Return every line below in which "React" appears.

====== PROVIDED MATERIAL

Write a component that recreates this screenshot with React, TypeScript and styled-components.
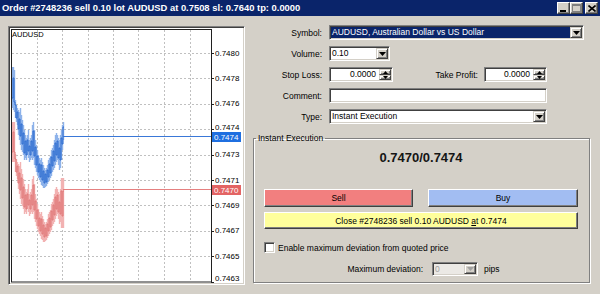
import React from 'react';
import styled, { createGlobalStyle } from 'styled-components';

const GlobalStyle = createGlobalStyle`
  * { box-sizing: border-box; }
  html, body { margin: 0; padding: 0; background: #d4d0c8; }
  body {
    font-family: "Liberation Sans", Arial, sans-serif;
    font-size: 8.5px;
    color: #000;
  }
`;

const Window = styled.div`
  width: 600px;
  height: 294px;
  background: #d4d0c8;
  display: flex;
  flex-direction: column;
  overflow: hidden;
`;

const TitleBar = styled.div`
  height: 16px;
  background: #0a246a;
  display: flex;
  align-items: center;
  padding: 0 2px;
`;

const Title = styled.div`
  flex: 1;
  color: #fff;
  font-weight: bold;
  font-size: 9.4px;
  line-height: 16px;
  white-space: nowrap;
`;

const CaptionButton = styled.div<{ $gap?: number }>`
  width: 13px;
  height: 12px;
  margin-left: ${p => p.$gap ?? 0}px;
  background: #d4d0c8;
  border: 1px solid;
  border-color: #fff #404040 #404040 #fff;
  box-shadow: inset -1px -1px #808080;
  display: flex;
  align-items: center;
  justify-content: center;
`;

const Body = styled.div`
  flex: 1;
  display: flex;
  gap: 8px;
  padding: 9px 0 0 8px;
`;

const ChartPanel = styled.div`
  margin-top: 1px;
  width: 237px;
  height: 259px;
  padding: 1px;
  background: #fff;
  border: 1px solid;
  border-color: #808080 #fff #fff #808080;
  box-shadow: inset 1px 1px #404040, inset -1px -1px #d4d0c8;

  svg { display: block; }
`;

const Side = styled.div`
  width: 337px;
  display: flex;
  flex-direction: column;
`;

const Form = styled.div`
  display: flex;
  flex-direction: column;
  gap: 6px;
`;

const Row = styled.div`
  height: 15px;
  display: flex;
  align-items: center;
`;

const Label = styled.div<{ $w: number; $mr: number }>`
  width: ${p => p.$w}px;
  margin-right: ${p => p.$mr}px;
  text-align: right;
  white-space: nowrap;
`;

const Field = styled.div<{ $w: number; $h?: number; $disabled?: boolean }>`
  width: ${p => p.$w}px;
  height: ${p => p.$h ?? 15}px;
  padding: 1px;
  display: flex;
  background: ${p => (p.$disabled ? '#ebe9e5' : '#fff')};
  border: 1px solid;
  border-color: #808080 #fff #fff #808080;
  box-shadow: inset 1px 1px #404040, inset -1px -1px #d4d0c8;
`;

const FieldText = styled.div<{ $selected?: boolean; $right?: boolean; $disabled?: boolean }>`
  flex: 1;
  padding: 0 ${p => (p.$right ? 3 : 1)}px 0 1px;
  line-height: 11px;
  white-space: nowrap;
  overflow: hidden;
  text-align: ${p => (p.$right ? 'right' : 'left')};
  background: ${p => (p.$selected ? '#0a246a' : 'transparent')};
  color: ${p => (p.$selected ? '#fff' : p.$disabled ? '#a0a0a0' : '#000')};
`;

const SmallButton = styled.div<{ $h?: number }>`
  width: 12px;
  height: ${p => (p.$h ? `${p.$h}px` : 'auto')};
  background: #d4d0c8;
  border: 1px solid;
  border-color: #d4d0c8 #404040 #404040 #d4d0c8;
  box-shadow: inset 1px 1px #fff, inset -1px -1px #808080;
  display: flex;
  align-items: center;
  justify-content: center;
`;

const SpinColumn = styled.div`
  display: flex;
  flex-direction: column;
`;

const Group = styled.fieldset`
  margin: 9px 0 0;
  padding: 0 11px 6px 10px;
  width: 337px;
  min-width: 0;
  display: flex;
  flex-direction: column;
  border: 1px solid #808080;
  box-shadow: inset 1px 1px #fff, 1px 1px #fff;
`;

const Legend = styled.legend`
  margin-left: -8px;
  padding: 0 2px;
  line-height: 10px;
`;

const Quote = styled.div`
  margin-top: 7px;
  font-size: 13px;
  font-weight: bold;
  line-height: 16px;
  text-align: center;
  color: #151515;
`;

const ButtonRow = styled.div`
  margin-top: 23px;
  display: flex;
  justify-content: space-between;
`;

const TradeButton = styled.div<{ $bg: string; $w?: number; $h: number; $mt?: number }>`
  width: ${p => (p.$w ? `${p.$w}px` : '100%')};
  height: ${p => p.$h}px;
  margin-top: ${p => p.$mt ?? 0}px;
  background: ${p => p.$bg};
  border: 1px solid;
  border-color: #fff #404040 #404040 #fff;
  box-shadow: inset -1px -1px #808080;
  display: flex;
  align-items: center;
  justify-content: center;
  white-space: nowrap;
`;

const CheckRow = styled.div`
  margin-top: 13px;
  height: 11px;
  display: flex;
  align-items: center;
`;

const CheckBox = styled.div`
  width: 11px;
  height: 11px;
  margin-right: 3px;
  background: #fff;
  border: 1px solid;
  border-color: #808080 #fff #fff #808080;
  box-shadow: inset 1px 1px #404040, inset -1px -1px #d4d0c8;
`;

const DevRow = styled.div`
  margin-top: 9px;
  height: 14px;
  display: flex;
  align-items: center;
`;

const Pips = styled.div`
  margin-left: 6px;
`;

const Arrow = ({ color = '#000' }: { color?: string }) => (
  <svg width="7" height="4" viewBox="0 0 7 4">
    <polygon points="0,0 7,0 3.5,4" fill={color} />
  </svg>
);

const SpinArrow = ({ up }: { up?: boolean }) => (
  <svg width="5" height="3" viewBox="0 0 5 3">
    <polygon points={up ? '0,3 5,3 2.5,0' : '0,0 5,0 2.5,3'} fill="#000" />
  </svg>
);

const Combo = ({ w, text, selected }: { w: number; text: string; selected?: boolean }) => (
  <Field $w={w}>
    <FieldText $selected={selected}>{text}</FieldText>
    <SmallButton>
      <Arrow />
    </SmallButton>
  </Field>
);

const Spinner = ({ w, value }: { w: number; value: string }) => (
  <Field $w={w}>
    <FieldText $right>{value}</FieldText>
    <SpinColumn>
      <SmallButton $h={6}>
        <SpinArrow up />
      </SmallButton>
      <SmallButton $h={5}>
        <SpinArrow />
      </SmallButton>
    </SpinColumn>
  </Field>
);

// ask side tick columns: [x, top, bottom]
const ASK: [number, number, number][] = [
  [12, 67, 108], [13, 67, 110], [14, 70, 112], [15, 100, 118], [16, 105, 122],
  [17, 108, 125], [18, 110, 135], [19, 112, 140], [20, 108, 145], [21, 115, 150],
  [22, 120, 152], [23, 125, 155], [24, 130, 160], [25, 135, 158], [26, 138, 160],
  [27, 135, 155], [28, 130, 158], [29, 140, 162], [30, 138, 160], [31, 135, 158],
  [32, 125, 160], [33, 122, 158], [34, 130, 165], [35, 140, 168], [36, 145, 172],
  [37, 150, 175], [38, 155, 178], [39, 158, 180], [40, 160, 182], [41, 158, 185],
  [42, 162, 186], [43, 165, 188], [44, 168, 188], [45, 170, 187], [46, 168, 186],
  [47, 165, 184], [48, 160, 182], [49, 158, 180], [50, 156, 178], [51, 150, 176],
  [52, 148, 172], [53, 145, 170], [54, 140, 168], [55, 135, 165], [56, 133, 162],
  [57, 135, 160], [58, 138, 165], [59, 140, 170], [60, 135, 168], [61, 130, 160],
  [62, 125, 150], [63, 122, 140],
];

const BID: [number, number, number][] = ASK.map(([x, t, b]) => {
  if (x >= 61) return [x, 178, 228];
  if (x <= 14) return [x, 122, 162];
  return [x, t + 54, b + 54];
});

const LEVELS = ['0.7480', '0.7478', '0.7476', '0.7474', '0.7473', '0.7471', '0.7469', '0.7467', '0.7465', '0.7463'];
const GRID_X = [37, 62, 88, 113, 138, 164, 190];
const levelY = (i: number) => (i === LEVELS.length - 1 ? 278 : i === 3 ? 127 : 53 + 25.4 * i);
const gridY = (i: number) => Math.round(53 + 25.4 * i) + 0.5;

const Ticks = ({ cols, light, dark }: { cols: [number, number, number][]; light: string; dark: string }) => {
  const bars = cols.map(([x, t, b]) => `M${x + 0.5} ${t}V${b}`).join('');
  const steps = cols
    .map(([x, t, b], i) => {
      const a = Math.round(t + (b - t) * 0.25);
      const c = Math.round(b - (b - t) * 0.25);
      const y = i % 2 ? a : c;
      return `${i ? 'V' : `M${x} `}${y}H${x + 1}`;
    })
    .join('');
  return (
    <g>
      <path d={bars} stroke={light} strokeWidth={1.4} fill="none" />
      <path d={steps} stroke={dark} strokeWidth={1} fill="none" />
    </g>
  );
};

const Chart = () => (
  <svg width="233" height="255" viewBox="10 28 233 255" fontFamily="Liberation Sans, Arial, sans-serif">
    <rect x="10" y="28" width="233" height="255" fill="#fff" />
    {GRID_X.map(x => (
      <line key={x} x1={x + 0.5} y1={30} x2={x + 0.5} y2={282} stroke="#c0c0c0" strokeDasharray="2 2" />
    ))}
    {LEVELS.slice(0, -1).map((_, i) => (
      <line key={i} x1={12} y1={gridY(i)} x2={211} y2={gridY(i)} stroke="#c0c0c0" strokeDasharray="2 2" />
    ))}
    <Ticks cols={BID} light="#f2b2b2" dark="#e07878" />
    <Ticks cols={ASK} light="#8db2ea" dark="#2f6cd0" />
    <line x1={63} y1={189.5} x2={211} y2={189.5} stroke="#e58080" />
    <line x1={63} y1={136.5} x2={211} y2={136.5} stroke="#3a78d8" />
    <rect x="11.5" y="29.5" width="200" height="252.5" fill="none" stroke="#202020" />
    <text x="12" y="34" fontSize="7.5" dominantBaseline="central" fill="#000">AUDUSD</text>
    {LEVELS.map((lv, i) => (
      <g key={lv}>
        <line x1={211} y1={gridY(i)} x2={214} y2={gridY(i)} stroke="#202020" />
        <text x="215" y={levelY(i)} fontSize="8" dominantBaseline="central" fill="#000">{lv}</text>
      </g>
    ))}
    <rect x="212" y="132" width="29" height="10" fill="#1f6fe0" />
    <text x="214" y="137" fontSize="8" dominantBaseline="central" fill="#fff">0.7474</text>
    <rect x="212" y="185" width="29" height="10" fill="#e36464" />
    <text x="214" y="190" fontSize="8" dominantBaseline="central" fill="#fff">0.7470</text>
  </svg>
);

const App: React.FC = () => (
  <Window>
    <GlobalStyle />
    <TitleBar>
      <Title>Order #2748236 sell 0.10 lot AUDUSD at 0.7508 sl: 0.7640 tp: 0.0000</Title>
      <CaptionButton>
        <svg width="7" height="7" viewBox="0 0 7 7">
          <rect x="0" y="5" width="6" height="2" fill="#000" />
        </svg>
      </CaptionButton>
      <CaptionButton>
        <svg width="9" height="8" viewBox="0 0 9 8">
          <rect x="0.5" y="0.5" width="8" height="7" fill="none" stroke="#808080" />
          <rect x="0" y="1" width="9" height="1" fill="#808080" />
        </svg>
      </CaptionButton>
      <CaptionButton $gap={2}>
        <svg width="8" height="7" viewBox="0 0 8 7">
          <path d="M0.5 0.5L7.5 6.5M7.5 0.5L0.5 6.5" stroke="#000" strokeWidth="1.6" />
        </svg>
      </CaptionButton>
    </TitleBar>
    <Body>
      <ChartPanel>
        <Chart />
      </ChartPanel>
      <Side>
        <Form>
          <Row>
            <Label $w={69} $mr={7}>Symbol:</Label>
            <Combo w={255} text="AUDUSD, Australian Dollar vs US Dollar" selected />
          </Row>
          <Row>
            <Label $w={69} $mr={7}>Volume:</Label>
            <Combo w={61} text="0.10" />
          </Row>
          <Row>
            <Label $w={69} $mr={7}>Stop Loss:</Label>
            <Spinner w={64} value="0.0000" />
            <Label $w={85} $mr={6}>Take Profit:</Label>
            <Spinner w={63} value="0.0000" />
          </Row>
          <Row>
            <Label $w={69} $mr={7}>Comment:</Label>
            <Field $w={218} />
          </Row>
          <Row>
            <Label $w={69} $mr={7}>Type:</Label>
            <Combo w={218} text="Instant Execution" />
          </Row>
        </Form>
        <Group>
          <Legend>Instant Execution</Legend>
          <Quote>0.7470/0.7474</Quote>
          <ButtonRow>
            <TradeButton $bg="#f27f7f" $w={149} $h={18}>Sell</TradeButton>
            <TradeButton $bg="#a2bdf2" $w={150} $h={18}>Buy</TradeButton>
          </ButtonRow>
          <TradeButton $bg="#ffff9c" $h={17} $mt={5}>
            Close #2748236 sell 0.10 AUDUSD&nbsp;<u>a</u>t 0.7474
          </TradeButton>
          <CheckRow>
            <CheckBox />
            Enable maximum deviation from quoted price
          </CheckRow>
          <DevRow>
            <Label $w={159} $mr={9}>Maximum deviation:</Label>
            <Field $w={46} $h={14} $disabled>
              <FieldText $disabled>0</FieldText>
              <SmallButton>
                <Arrow color="#a0a0a0" />
              </SmallButton>
            </Field>
            <Pips>pips</Pips>
          </DevRow>
        </Group>
      </Side>
    </Body>
  </Window>
);

export default App;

============

#### PROBLEM SOLUTION:
Write a component that recreates this screenshot with React, TypeScript and styled-components.
import React from 'react';
const App: React.FC = () => (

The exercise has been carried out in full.